Mas há mais: Lutero não entrou no convento nem como postulante nem como irmão leigo. Durante os seis primeiros meses de permanência lhe deram os trabalhos mais humildes, a ele, que era o novo mestre: ele deveria virar o leite para fazer o queijo, limpar as latrinas: foi tratado como um servo.
Outro apoio interessante a essa hipótese é um documento de Lutero que ninguém deu muita atenção e que consta da coletânea de obras completas de Weimar. Esse documento é uma apologia do direito de asilo na Igreja, e foi circulado anonimamente em 1517 (quando se inicia o conflito, com a fixação das 95 teses), e depois em 1520. Nele, Lutero lembra que segundo a lei mosaica aquele que mata alguém sem ter sido seu inimigo, inadvertidamente, sem premeditação, não é culpável de assassinato.
Pergunta então Dietrich: seria então um tipo de autojustificação preventiva, no momento que Lutero tornar-se-ia um personagem público? Ou mesmo uma justificação da ordem agostiniana, por ter recebido em asilo um criminoso? (Emme: 64).

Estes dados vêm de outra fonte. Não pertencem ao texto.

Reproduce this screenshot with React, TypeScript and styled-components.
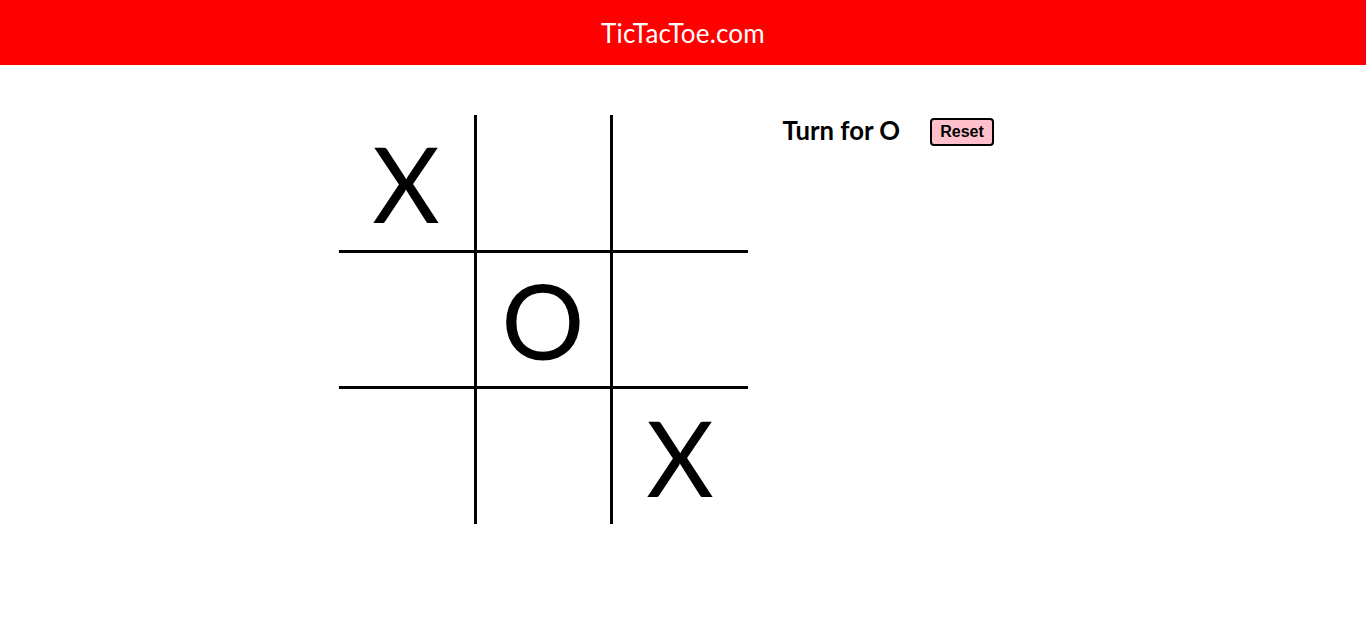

Parece servir aos dois propósitos…
Tendo por base essa outra versão dos fatos, explicam-se os comportamentos doentios de Lutero, como a frase: “Gostaria que não houvesse Deus” (Grisar: 49) que o filme atribui falsamente à pregação da Igreja.
Essa é apenas uma hipótese, mas que agrega diversos elementos instigantes, propositadamente esquecidos pelos luteranos.
É uma hipótese, mas que faz um sentido enorme, ainda mais quando conectada aos eventos que se seguem: a juventude sem freios de Lutero, que não contradiz em nada a idéia de um Lutero fanfarrão e duelista; e as doutrinas antinomistas de Lutero, em resposta a seu terror pela justiça divina.